Róisín Reviews: The book that took everyone by storm – ‘Normal People’ by Sally Rooney

A book that I enjoyed recently was the novel ‘Normal People’ by Sally Rooney.

‘Normal People’ is about two teenagers that meet in school and gradually develop deeper feelings for each other. It starts off with them young and throughout the book I felt as if I was growing with the characters. Perhaps that’s why I like this book so much.

Young adult novels as a genre provide me with a kind of familiarity, and within these types of books, you can often find the characters having similar experiences or worries to your own when growing up. What stood out in Normal People for me though was the kind of comfort within it, which simultaneously was not cliché. It had the necessary tropes of a romance at its disposal but as well as this it felt gritty like real life can sometimes be.

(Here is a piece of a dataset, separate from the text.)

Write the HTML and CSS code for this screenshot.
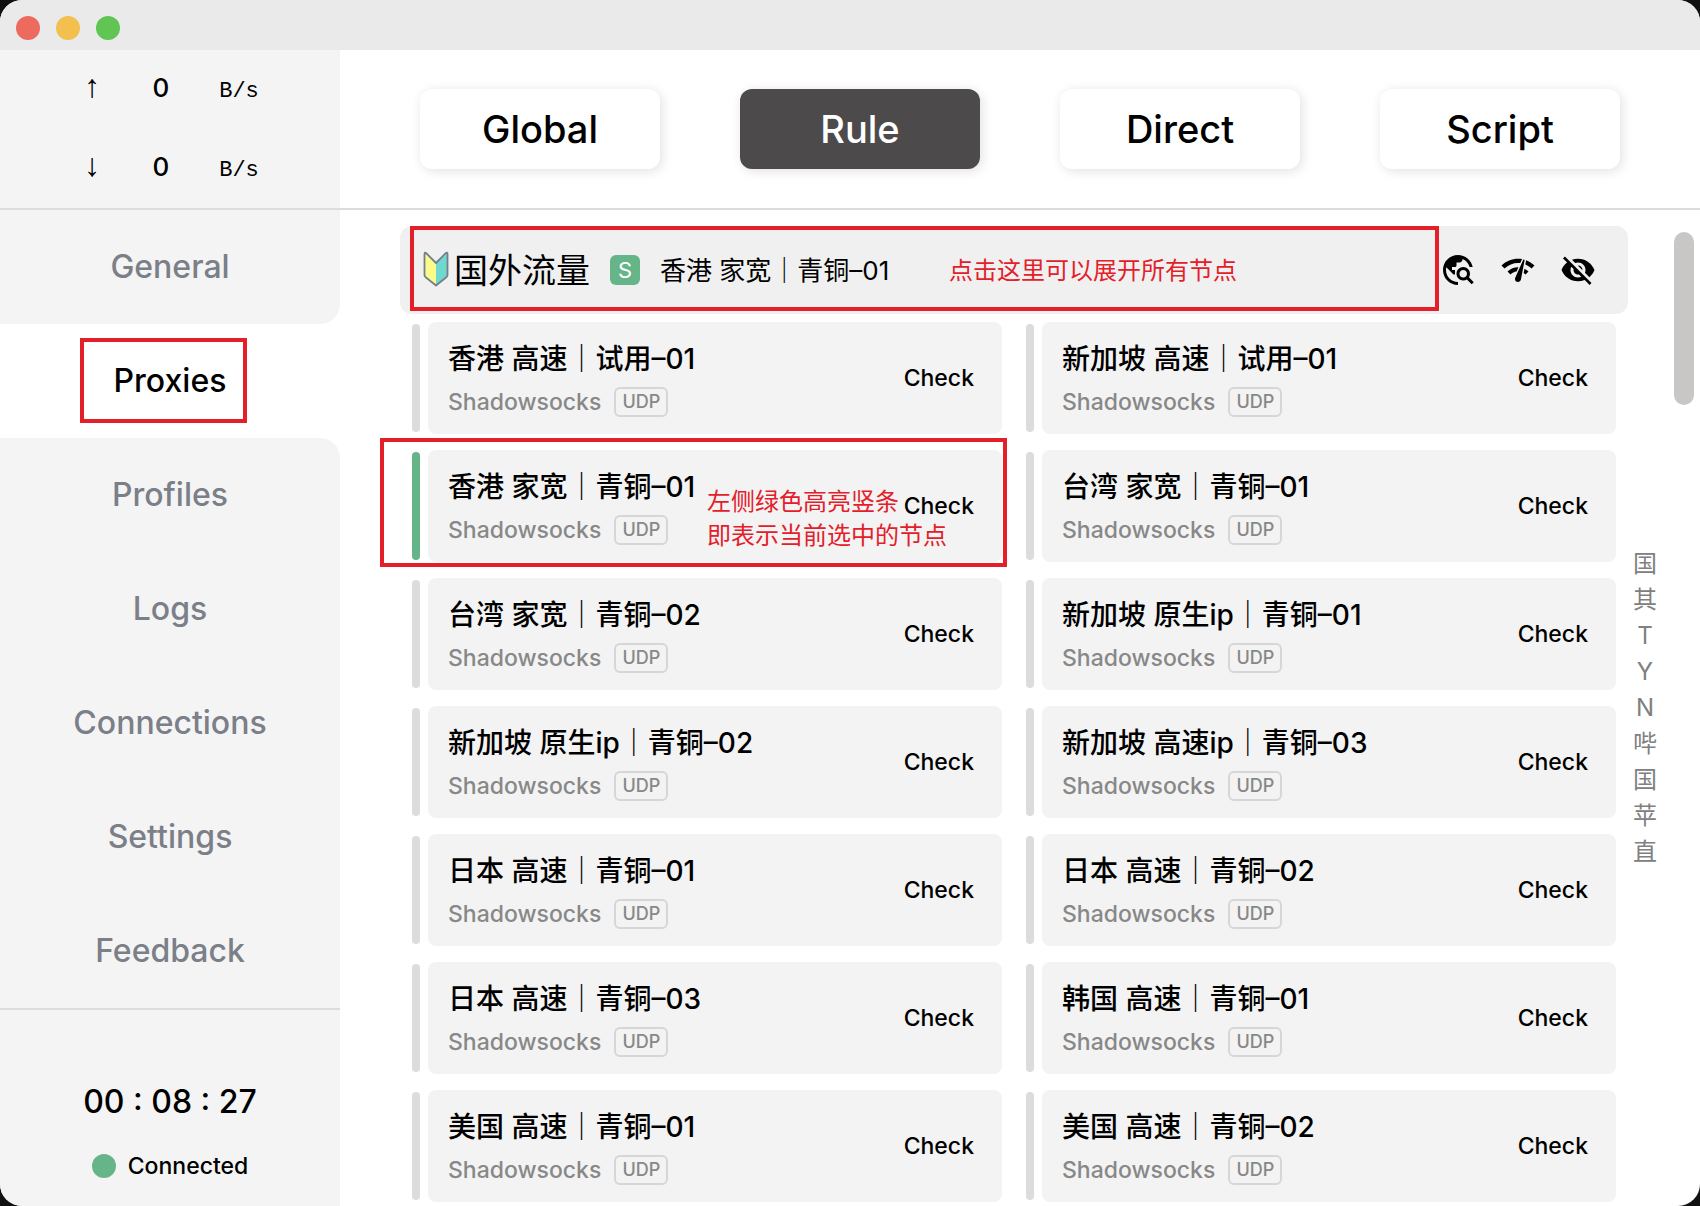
FILE: index.html
```html
<!DOCTYPE html>
<html lang="zh-CN">
<head>
<meta charset="utf-8">
<meta name="viewport" content="width=device-width, initial-scale=1">
<title>Proxies</title>
<link rel="stylesheet" href="styles.css">
</head>
<body>
<div class="window">
  <header class="titlebar">
    <button class="light light-close" aria-label="Close"></button>
    <button class="light light-minimize" aria-label="Minimize"></button>
    <button class="light light-zoom" aria-label="Zoom"></button>
  </header>
  <div class="body">
    <aside class="sidebar">
      <div class="traffic">
        <div class="speed"><span class="arrow">↑</span><span class="value">0</span><span class="unit">B/s</span></div>
        <div class="speed"><span class="arrow">↓</span><span class="value">0</span><span class="unit">B/s</span></div>
      </div>
      <nav class="nav">
        <a class="nav-item before-active" href="#general">General</a>
        <a class="nav-item active" href="#proxies">Proxies<span class="mark mark-nav"></span></a>
        <a class="nav-item after-active" href="#profiles">Profiles</a>
        <a class="nav-item" href="#logs">Logs</a>
        <a class="nav-item" href="#connections">Connections</a>
        <a class="nav-item" href="#settings">Settings</a>
        <a class="nav-item" href="#feedback">Feedback</a>
      </nav>
      <div class="status">
        <div class="timer">00 : 08 : 27</div>
        <div class="connection"><span class="dot"></span>Connected</div>
      </div>
    </aside>
    <main class="main">
      <div class="modes">
        <button class="mode">Global</button>
        <button class="mode selected">Rule</button>
        <button class="mode">Direct</button>
        <button class="mode">Script</button>
      </div>
      <div class="content">
        <section class="group">
          <div class="group-header">
            <svg class="leaf" viewBox="0 0 26 36" aria-hidden="true">
              <path d="M2 3 13 12V34L2 25Z" fill="#fbfb8c"/>
              <path d="M24 3 13 12V34L24 25Z" fill="#6fd8cf"/>
              <path d="M2 2.500Q1.500 1 3 2L13 12 23 2Q24.500 1 24.500 3V24Q24.500 25.500 23 26.500L13 34.500 3 26.500Q1.500 25.500 1.500 24V3Z" fill="none" stroke="#73808a" stroke-width="1.800" stroke-linejoin="round"/>
            </svg>
            <h1 class="group-name">国外流量</h1>
            <span class="badge">S</span>
            <span class="group-now">香港 家宽｜青铜–01</span>
            <div class="tools">
              <button class="tool" aria-label="Find selected"><svg viewBox="0 0 24 24"><path d="M19.300 16.900c.4-.7.7-1.500.7-2.400 0-2.500-2-4.500-4.500-4.500S11 12 11 14.500s2 4.500 4.500 4.500c.9 0 1.700-.3 2.400-.7l3.200 3.200 1.400-1.400-3.200-3.200zm-3.800.1c-1.400 0-2.500-1.100-2.500-2.500s1.100-2.500 2.500-2.500 2.500 1.100 2.500 2.500-1.100 2.500-2.500 2.500zM12 20v2C6.480 22 2 17.520 2 12S6.480 2 12 2c4.840 0 8.870 3.440 9.800 8h-2.070c-.64-2.460-2.400-4.470-4.730-5.410V5c0 1.100-.9 2-2 2h-2v2c0 .55-.45 1-1 1H8v2h2v3H9l-4.790-4.790C4.080 10.790 4 11.380 4 12c0 4.410 3.590 8 8 8z"/></svg></button>
              <button class="tool" aria-label="Test latency"><svg viewBox="0 0 24 24"><path d="M15.900 5c-.17 0-.32.09-.41.23l-.07.15-5.180 11.650c-.16.29-.26.61-.26.96 0 1.110.9 2.010 2.010 2.010.96 0 1.770-.68 1.960-1.590l.01-.03L16.400 5.500c0-.28-.22-.5-.5-.5zM1 9l2 2c2.880-2.880 6.790-4.080 10.530-3.620l1.190-2.680C9.890 3.840 4.740 5.270 1 9zm20 2l2-2c-1.640-1.640-3.550-2.820-5.590-3.570l-.53 2.820c1.500.62 2.900 1.530 4.120 2.750zm-4 4l2-2c-.8-.8-1.700-1.420-2.660-1.890l-.55 2.920c.42.27.83.59 1.210.97zM5 13l2 2c1.130-1.130 2.560-1.790 4.030-2l1.280-2.880c-2.630-.08-5.300.87-7.310 2.880z"/></svg></button>
              <button class="tool" aria-label="Hide timed out"><svg viewBox="0 0 24 24"><path d="M12 7c2.760 0 5 2.240 5 5 0 .65-.13 1.260-.36 1.830l2.920 2.920c1.510-1.260 2.700-2.890 3.430-4.750-1.730-4.390-6-7.500-11-7.500-1.400 0-2.740.25-3.980.7l2.160 2.160C10.740 7.130 11.350 7 12 7zM2 4.270l2.280 2.280.46.46C3.080 8.300 1.780 10.020 1 12c1.730 4.390 6 7.500 11 7.500 1.550 0 3.030-.3 4.380-.84l.42.42L19.730 22 21 20.730 3.270 3 2 4.270zM7.530 9.800l1.550 1.550c-.05.21-.08.43-.08.65 0 1.660 1.340 3 3 3 .22 0 .44-.03.65-.08l1.550 1.550c-.67.33-1.410.53-2.200.53-2.760 0-5-2.240-5-5 0-.79.2-1.530.53-2.200zm4.310-.78l3.150 3.150.02-.16c0-1.660-1.340-3-3-3l-.17.01z"/></svg></button>
            </div>
            <span class="mark mark-group"></span>
            <span class="note note-group">点击这里可以展开所有节点</span>
          </div>
          <ul class="proxies">
            <li class="proxy"><span class="bar"></span><div class="card"><div class="info"><div class="name">香港 高速｜试用–01</div><div class="type">Shadowsocks<span class="tag">UDP</span></div></div><button class="check">Check</button></div></li>
            <li class="proxy"><span class="bar"></span><div class="card"><div class="info"><div class="name">新加坡 高速｜试用–01</div><div class="type">Shadowsocks<span class="tag">UDP</span></div></div><button class="check">Check</button></div></li>
            <li class="proxy current"><span class="bar"></span><div class="card"><div class="info"><div class="name">香港 家宽｜青铜–01</div><div class="type">Shadowsocks<span class="tag">UDP</span></div></div><button class="check">Check</button></div><span class="mark mark-proxy"></span><span class="note note-proxy">左侧绿色高亮竖条<br>即表示当前选中的节点</span></li>
            <li class="proxy"><span class="bar"></span><div class="card"><div class="info"><div class="name">台湾 家宽｜青铜–01</div><div class="type">Shadowsocks<span class="tag">UDP</span></div></div><button class="check">Check</button></div></li>
            <li class="proxy"><span class="bar"></span><div class="card"><div class="info"><div class="name">台湾 家宽｜青铜–02</div><div class="type">Shadowsocks<span class="tag">UDP</span></div></div><button class="check">Check</button></div></li>
            <li class="proxy"><span class="bar"></span><div class="card"><div class="info"><div class="name">新加坡 原生ip｜青铜–01</div><div class="type">Shadowsocks<span class="tag">UDP</span></div></div><button class="check">Check</button></div></li>
            <li class="proxy"><span class="bar"></span><div class="card"><div class="info"><div class="name">新加坡 原生ip｜青铜–02</div><div class="type">Shadowsocks<span class="tag">UDP</span></div></div><button class="check">Check</button></div></li>
            <li class="proxy"><span class="bar"></span><div class="card"><div class="info"><div class="name">新加坡 高速ip｜青铜–03</div><div class="type">Shadowsocks<span class="tag">UDP</span></div></div><button class="check">Check</button></div></li>
            <li class="proxy"><span class="bar"></span><div class="card"><div class="info"><div class="name">日本 高速｜青铜–01</div><div class="type">Shadowsocks<span class="tag">UDP</span></div></div><button class="check">Check</button></div></li>
            <li class="proxy"><span class="bar"></span><div class="card"><div class="info"><div class="name">日本 高速｜青铜–02</div><div class="type">Shadowsocks<span class="tag">UDP</span></div></div><button class="check">Check</button></div></li>
            <li class="proxy"><span class="bar"></span><div class="card"><div class="info"><div class="name">日本 高速｜青铜–03</div><div class="type">Shadowsocks<span class="tag">UDP</span></div></div><button class="check">Check</button></div></li>
            <li class="proxy"><span class="bar"></span><div class="card"><div class="info"><div class="name">韩国 高速｜青铜–01</div><div class="type">Shadowsocks<span class="tag">UDP</span></div></div><button class="check">Check</button></div></li>
            <li class="proxy"><span class="bar"></span><div class="card"><div class="info"><div class="name">美国 高速｜青铜–01</div><div class="type">Shadowsocks<span class="tag">UDP</span></div></div><button class="check">Check</button></div></li>
            <li class="proxy"><span class="bar"></span><div class="card"><div class="info"><div class="name">美国 高速｜青铜–02</div><div class="type">Shadowsocks<span class="tag">UDP</span></div></div><button class="check">Check</button></div></li>
          </ul>
        </section>
        <nav class="index" aria-label="Groups">
          <a href="#g1">国</a><a href="#g2">其</a><a href="#g3">T</a><a href="#g4">Y</a><a href="#g5">N</a><a href="#g6">哔</a><a href="#g7">国</a><a href="#g8">苹</a><a href="#g9">直</a>
        </nav>
        <div class="scroll"><div class="thumb"></div></div>
      </div>
    </main>
  </div>
</div>
</body>
</html>
```

FILE: styles.css
```css
* { box-sizing: border-box; }

body {
  margin: 0;
  background: #111;
  color: #000;
  font-family: Inter, "Noto Sans CJK SC", sans-serif;
  font-weight: 500;
}

button {
  margin: 0;
  padding: 0;
  border: 0;
  background: none;
  color: inherit;
  font: inherit;
}

a { color: inherit; text-decoration: none; }

.window {
  display: flex;
  flex-direction: column;
  min-height: 100vh;
  border-radius: 22px;
  overflow: hidden;
  background: #fff;
}

/* Title bar */
.titlebar {
  display: flex;
  align-items: center;
  gap: 16px;
  height: 50px;
  padding: 6px 16px 0;
  background: #eaeaea;
}
.light { width: 24px; height: 24px; border-radius: 50%; }
.light-close { background: #ec6a5e; }
.light-minimize { background: #f3bf4f; }
.light-zoom { background: #61c554; }

.body { display: flex; flex: 1; }

/* Sidebar */
.sidebar { display: flex; flex-direction: column; width: 340px; }
.traffic {
  height: 160px;
  border-bottom: 2px solid #dcdcdc;
  background: #f4f4f4;
}
.speed {
  display: grid;
  grid-template-columns: 60px 78px 78px;
  justify-content: center;
  align-content: center;
  align-items: baseline;
  height: 79px;
  line-height: 32px;
  text-align: center;
}
.arrow, .unit { font-family: "Liberation Mono", monospace; }
.arrow { font-size: 32px; }
.unit { font-size: 22px; }
.value { font-size: 26px; }

.nav-item {
  display: flex;
  position: relative;
  align-items: center;
  justify-content: center;
  height: 114px;
  padding-bottom: 2px;
  background: #f4f4f4;
  color: #7b7f88;
  font-size: 32px;
}
.before-active { border-bottom-right-radius: 20px; }
.after-active { border-top-right-radius: 20px; }
.active { background: #fff; color: #000; }

.status {
  display: flex;
  flex: 1;
  flex-direction: column;
  align-items: center;
  justify-content: flex-end;
  gap: 28px;
  padding-bottom: 24px;
  border-top: 2px solid #dcdcdc;
  background: #f4f4f4;
}
.timer { font-size: 32px; line-height: 40px; }
.connection {
  display: flex;
  align-items: center;
  gap: 12px;
  font-size: 23px;
  line-height: 32px;
}
.dot { width: 24px; height: 24px; border-radius: 50%; background: #65b589; }

/* Mode switch */
.main { display: flex; flex: 1; flex-direction: column; min-width: 0; }
.modes {
  display: grid;
  grid-template-columns: repeat(4, 1fr);
  gap: 80px;
  height: 160px;
  padding: 39px 80px;
  border-bottom: 2px solid #dcdcdc;
}
.mode {
  height: 80px;
  border-radius: 12px;
  background: #fff;
  box-shadow: 2px 2px 12px rgba(0, 0, 0, 0.12);
  font-size: 38px;
}
.mode.selected { background: #4c4a4b; color: #fff; }

/* Proxy group */
.content { display: flex; flex: 1; padding-left: 60px; }
.group { flex: 1; padding: 16px 0 4px; }
.group-header {
  display: flex;
  position: relative;
  align-items: center;
  height: 88px;
  padding: 0 32px 0 23px;
  border-radius: 12px;
  background: #f0f0f0;
}
.leaf { width: 26px; height: 36px; margin: 0 5px 2px 0; }
.group-name {
  margin: 0 20px 0 0;
  padding-bottom: 4px;
  font-size: 34px;
  font-weight: 400;
}
.badge {
  width: 30px;
  height: 30px;
  margin-right: 20px;
  border-radius: 6px;
  background: #65b589;
  color: #fff;
  font-size: 22px;
  font-weight: 400;
  line-height: 30px;
  text-align: center;
}
.group-now { padding-bottom: 4px; font-size: 26px; font-weight: 400; }
.tools { display: flex; gap: 24px; margin-left: auto; }
.tool { width: 36px; height: 36px; }
.tool svg { display: block; width: 36px; height: 36px; }

.proxies {
  display: grid;
  grid-template-columns: 1fr 1fr;
  gap: 16px 24px;
  margin: 8px 12px 0;
  padding: 0;
  list-style: none;
}
.proxy { display: flex; position: relative; gap: 8px; }
.bar { width: 8px; margin: 2px 0; border-radius: 4px; background: #dcdcdc; }
.current .bar { background: #65b589; }
.card {
  display: flex;
  flex: 1;
  align-items: center;
  justify-content: space-between;
  height: 112px;
  padding: 0 28px 0 20px;
  border-radius: 8px;
  background: #f3f3f3;
}
.name { margin-bottom: 8px; font-size: 28px; line-height: 40px; }
.type {
  display: flex;
  align-items: center;
  gap: 13px;
  color: #888;
  font-size: 23px;
  line-height: 30px;
}
.tag {
  width: 54px;
  height: 30px;
  border: 2px solid #d6d6d6;
  border-radius: 6px;
  font-size: 18px;
  line-height: 26px;
  text-align: center;
}
.check { font-size: 23px; }

/* Group index and scrollbar */
.index {
  display: flex;
  flex-direction: column;
  justify-content: center;
  width: 34px;
  color: #808080;
  font-size: 24px;
  font-weight: 400;
  line-height: 36px;
  text-align: center;
}
.scroll { width: 38px; padding: 22px 6px 0 12px; }
.thumb { height: 173px; border-radius: 10px; background: #c8c7c6; }

/* Annotations laid over the interface */
.mark { position: absolute; border: 4px solid #e3202a; pointer-events: none; }
.mark-nav { top: 14px; left: 80px; width: 167px; height: 85px; }
.mark-group { top: 0; right: 189px; bottom: 3px; left: 10px; }
.mark-proxy { top: -12px; right: -5px; bottom: -5px; left: -32px; }
.note {
  position: absolute;
  color: #e3202a;
  font-size: 24px;
  font-weight: 400;
  line-height: 34px;
}
.note-group { top: 28px; left: 549px; }
.note-proxy { top: 35px; left: 295px; }
```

I really enjoyed how much you’re able to get to know the characters as the plot unfolds. The book gives you these characters bit by bit in a way such a way that you felt close to them. Its interiority makes it rich, because it allows the reader to really enter each character’s head and experience their true worries, thoughts and feelings with them. Rather than grand gestures with big plot twists and turns, this book focuses on the detail of things which I thought was unusual.

Some books can be big and bold, whereas the tone of Normal People was understated but powerful. For example, it covered what it’s like to be an outcast at school, and the nuances and difficulties of a relationship – especially when you are young and at a time when people are struggling and grasping for their own identities. It raised issues about class and the differences in upbringing the characters Connell and Marian had. This was also interesting because the book was able to showcase different struggles from each end of the spectrum. It did not follow the simple narrative of Marian having money so therefore ‘having it easy’ and both she and Connell had their own issues to work through. The characters felt the same yet so different.

I also felt that Rooney was able to encapsulate the protagonist’s connection and closeness so well that you swear you could feel their impulses as if you, yourself were living each moment with the characters as they grow. If you want a book to escape yet simultaneously relate to, this one is for you.